◆ Task directions: Identify the lines that include the word "index", then copy all of them.

◆ Supplied information:
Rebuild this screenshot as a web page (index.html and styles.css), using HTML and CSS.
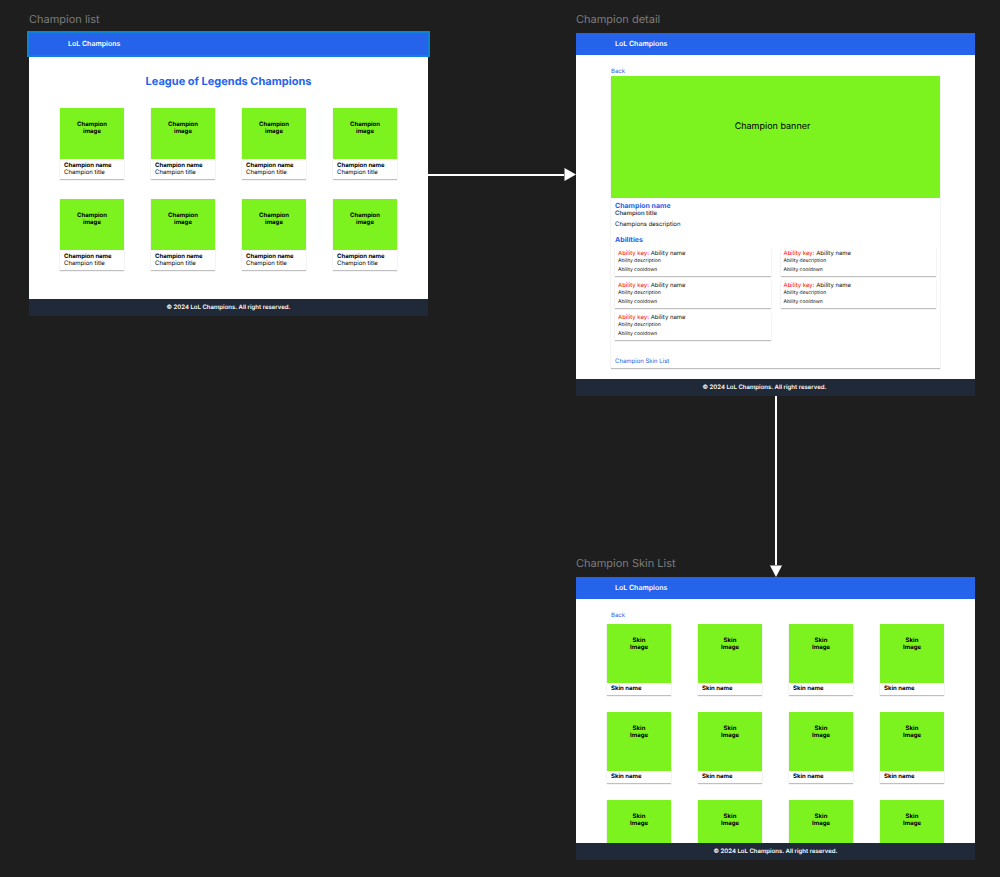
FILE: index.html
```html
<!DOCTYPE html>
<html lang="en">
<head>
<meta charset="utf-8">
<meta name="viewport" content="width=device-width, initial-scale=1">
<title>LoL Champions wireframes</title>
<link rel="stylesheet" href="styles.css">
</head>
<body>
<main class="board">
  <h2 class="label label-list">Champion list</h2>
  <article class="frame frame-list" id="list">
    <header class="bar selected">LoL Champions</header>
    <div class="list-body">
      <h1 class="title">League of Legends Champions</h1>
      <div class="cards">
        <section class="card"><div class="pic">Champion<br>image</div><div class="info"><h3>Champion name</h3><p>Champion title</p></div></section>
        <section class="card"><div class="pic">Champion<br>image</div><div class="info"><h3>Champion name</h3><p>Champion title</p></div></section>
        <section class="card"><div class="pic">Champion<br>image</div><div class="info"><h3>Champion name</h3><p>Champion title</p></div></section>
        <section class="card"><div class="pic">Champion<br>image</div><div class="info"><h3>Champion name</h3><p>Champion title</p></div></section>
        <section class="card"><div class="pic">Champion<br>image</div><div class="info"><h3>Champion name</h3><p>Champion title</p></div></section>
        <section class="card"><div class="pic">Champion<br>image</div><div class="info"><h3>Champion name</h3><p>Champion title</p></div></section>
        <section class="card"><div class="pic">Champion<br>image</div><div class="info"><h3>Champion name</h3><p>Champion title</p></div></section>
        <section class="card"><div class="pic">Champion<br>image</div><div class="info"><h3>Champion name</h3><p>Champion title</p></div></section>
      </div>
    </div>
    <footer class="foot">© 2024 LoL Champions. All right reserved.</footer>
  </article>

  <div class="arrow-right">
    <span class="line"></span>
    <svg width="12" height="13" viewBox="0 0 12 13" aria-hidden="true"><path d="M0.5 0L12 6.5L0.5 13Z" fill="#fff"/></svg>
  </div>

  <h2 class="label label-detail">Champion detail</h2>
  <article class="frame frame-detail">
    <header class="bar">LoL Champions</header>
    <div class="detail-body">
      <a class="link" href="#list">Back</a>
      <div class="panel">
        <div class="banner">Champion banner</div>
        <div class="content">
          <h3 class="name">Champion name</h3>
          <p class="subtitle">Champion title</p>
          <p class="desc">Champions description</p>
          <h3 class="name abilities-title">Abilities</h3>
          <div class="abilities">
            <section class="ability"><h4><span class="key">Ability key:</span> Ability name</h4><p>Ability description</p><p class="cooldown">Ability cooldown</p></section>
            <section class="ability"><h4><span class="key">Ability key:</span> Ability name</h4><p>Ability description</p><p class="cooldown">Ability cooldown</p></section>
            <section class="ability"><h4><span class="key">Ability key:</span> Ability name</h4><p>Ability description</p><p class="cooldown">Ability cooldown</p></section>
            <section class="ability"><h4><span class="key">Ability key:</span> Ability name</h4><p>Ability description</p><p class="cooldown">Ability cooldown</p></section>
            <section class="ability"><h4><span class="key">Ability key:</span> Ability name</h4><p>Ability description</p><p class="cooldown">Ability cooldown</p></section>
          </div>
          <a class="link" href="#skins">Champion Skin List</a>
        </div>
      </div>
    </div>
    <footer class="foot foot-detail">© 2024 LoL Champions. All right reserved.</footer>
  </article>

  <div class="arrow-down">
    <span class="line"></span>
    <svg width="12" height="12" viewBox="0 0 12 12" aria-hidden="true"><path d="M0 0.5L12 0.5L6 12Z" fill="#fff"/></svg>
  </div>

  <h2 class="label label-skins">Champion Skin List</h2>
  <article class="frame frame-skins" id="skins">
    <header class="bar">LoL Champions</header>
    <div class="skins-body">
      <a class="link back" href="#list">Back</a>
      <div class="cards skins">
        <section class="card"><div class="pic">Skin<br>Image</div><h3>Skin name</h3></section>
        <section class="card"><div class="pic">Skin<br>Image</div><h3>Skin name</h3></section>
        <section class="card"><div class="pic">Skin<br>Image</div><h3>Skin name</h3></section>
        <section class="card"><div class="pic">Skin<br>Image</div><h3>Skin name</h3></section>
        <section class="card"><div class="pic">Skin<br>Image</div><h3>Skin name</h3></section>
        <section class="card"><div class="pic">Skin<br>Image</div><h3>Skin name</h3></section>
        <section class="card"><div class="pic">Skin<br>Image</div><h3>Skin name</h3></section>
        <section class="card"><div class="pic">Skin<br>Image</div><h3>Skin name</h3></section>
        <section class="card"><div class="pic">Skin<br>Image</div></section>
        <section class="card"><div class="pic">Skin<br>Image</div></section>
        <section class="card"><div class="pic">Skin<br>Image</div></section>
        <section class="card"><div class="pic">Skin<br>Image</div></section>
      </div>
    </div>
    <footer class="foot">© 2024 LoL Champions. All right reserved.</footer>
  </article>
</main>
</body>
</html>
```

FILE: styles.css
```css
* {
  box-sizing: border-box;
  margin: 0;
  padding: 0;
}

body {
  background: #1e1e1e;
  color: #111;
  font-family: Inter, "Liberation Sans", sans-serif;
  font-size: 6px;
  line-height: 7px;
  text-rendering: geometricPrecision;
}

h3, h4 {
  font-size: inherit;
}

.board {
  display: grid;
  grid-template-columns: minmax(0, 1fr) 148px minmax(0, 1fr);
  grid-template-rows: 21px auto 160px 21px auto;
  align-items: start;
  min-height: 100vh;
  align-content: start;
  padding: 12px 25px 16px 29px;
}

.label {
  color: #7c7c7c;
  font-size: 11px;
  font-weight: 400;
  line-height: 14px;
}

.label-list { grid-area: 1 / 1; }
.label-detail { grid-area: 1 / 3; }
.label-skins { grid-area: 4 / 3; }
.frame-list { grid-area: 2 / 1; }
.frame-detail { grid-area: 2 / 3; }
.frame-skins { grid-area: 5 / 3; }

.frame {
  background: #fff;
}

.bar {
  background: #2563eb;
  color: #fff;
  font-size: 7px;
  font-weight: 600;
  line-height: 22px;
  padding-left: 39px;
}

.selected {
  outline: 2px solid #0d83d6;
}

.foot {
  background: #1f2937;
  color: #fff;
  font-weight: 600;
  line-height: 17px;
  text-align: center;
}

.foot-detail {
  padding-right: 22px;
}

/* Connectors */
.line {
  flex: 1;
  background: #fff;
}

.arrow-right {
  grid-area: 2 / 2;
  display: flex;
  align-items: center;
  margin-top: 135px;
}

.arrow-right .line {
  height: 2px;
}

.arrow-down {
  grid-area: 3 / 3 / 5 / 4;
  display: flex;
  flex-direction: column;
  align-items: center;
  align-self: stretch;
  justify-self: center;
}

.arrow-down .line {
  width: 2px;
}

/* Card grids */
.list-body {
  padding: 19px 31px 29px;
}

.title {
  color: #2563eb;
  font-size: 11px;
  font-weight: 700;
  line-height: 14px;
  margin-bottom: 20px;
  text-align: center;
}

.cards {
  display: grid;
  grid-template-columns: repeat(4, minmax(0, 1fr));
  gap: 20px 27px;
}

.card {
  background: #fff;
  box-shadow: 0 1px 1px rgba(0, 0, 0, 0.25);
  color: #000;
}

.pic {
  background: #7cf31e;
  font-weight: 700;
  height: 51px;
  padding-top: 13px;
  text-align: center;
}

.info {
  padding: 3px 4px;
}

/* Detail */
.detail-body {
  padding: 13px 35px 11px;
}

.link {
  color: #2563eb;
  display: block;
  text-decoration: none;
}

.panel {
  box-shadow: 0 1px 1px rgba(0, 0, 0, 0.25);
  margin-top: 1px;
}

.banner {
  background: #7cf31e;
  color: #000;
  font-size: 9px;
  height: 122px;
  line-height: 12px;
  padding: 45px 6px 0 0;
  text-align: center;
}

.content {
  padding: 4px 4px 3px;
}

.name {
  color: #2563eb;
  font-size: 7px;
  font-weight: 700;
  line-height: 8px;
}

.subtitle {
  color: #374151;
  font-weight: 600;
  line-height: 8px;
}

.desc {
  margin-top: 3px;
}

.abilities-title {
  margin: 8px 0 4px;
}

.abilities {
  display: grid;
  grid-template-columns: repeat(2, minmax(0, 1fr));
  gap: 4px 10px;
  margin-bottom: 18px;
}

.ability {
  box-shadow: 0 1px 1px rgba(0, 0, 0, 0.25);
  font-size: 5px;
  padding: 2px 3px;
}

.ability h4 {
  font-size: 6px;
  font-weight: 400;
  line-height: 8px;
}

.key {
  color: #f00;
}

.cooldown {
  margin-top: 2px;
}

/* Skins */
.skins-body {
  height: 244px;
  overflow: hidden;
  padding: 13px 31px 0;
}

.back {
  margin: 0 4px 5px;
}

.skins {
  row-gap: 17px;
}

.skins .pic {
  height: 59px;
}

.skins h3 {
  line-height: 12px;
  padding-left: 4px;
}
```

◆ Result:
Rebuild this screenshot as a web page (index.html and styles.css), using HTML and CSS.
FILE: index.html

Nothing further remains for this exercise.